Once Upon an Escape – Neverland [Review]

Off to never never land

Location:  Las Vegas, NV

Date Played: January 30, 2022

Team Size: 2-8; we recommend 2-4

Duration: 60 minutes

Price: $39 per player

Ticketing: Private

Accessibility Consideration: Players are all required to duck under a low doorway. One player is required to crawl.

Emergency Exit Rating: [A+] No Lock

Physical Restraints: [A+] No Physical Restraints

REA Reaction

Neverland was Once Upon an Escape’s first dive into non-linear gameplay. The game was based on a fairytale we had always wished to see an experience designed around. Similar to the other games by Once Upon an Escape, the puzzles encompassed some traditional escape room puzzle play with numerous twists on their typical implementations. Puzzles were overall fun to solve and interact with, including a handful of dexterity challenges. Because this room had multiple communication puzzles, it was nicely designed for teamwork.

Neverland carried the strongest story out of Once Upon an Escape’s three current offerings, with a cohesive adventure traversing varied sets that showcased a creative use of space.
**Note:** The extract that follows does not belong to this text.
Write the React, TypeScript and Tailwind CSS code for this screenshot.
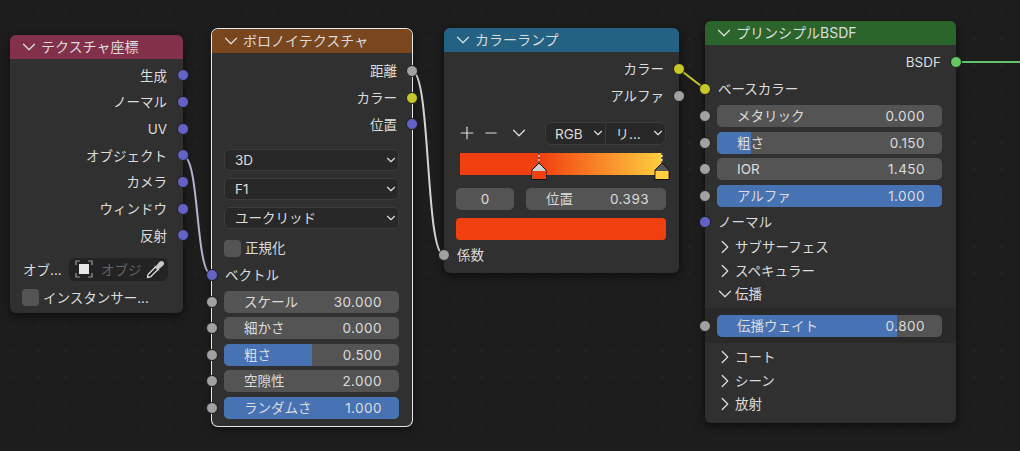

With this being said, the experience felt less polished due to a few of the puzzles not making sense thematically. Additionally, Neverland had the ability to break sequence, allowing us to bypass a series of puzzles and ultimately finish the game with leftover clues.

A well-like table with a thatched roof beside some tropical plants.

If you’re visiting Once Upon an Escape, check out the room with the fairytale that calls out to you, whether it be your childhood favorite or a novel theme you have never played before!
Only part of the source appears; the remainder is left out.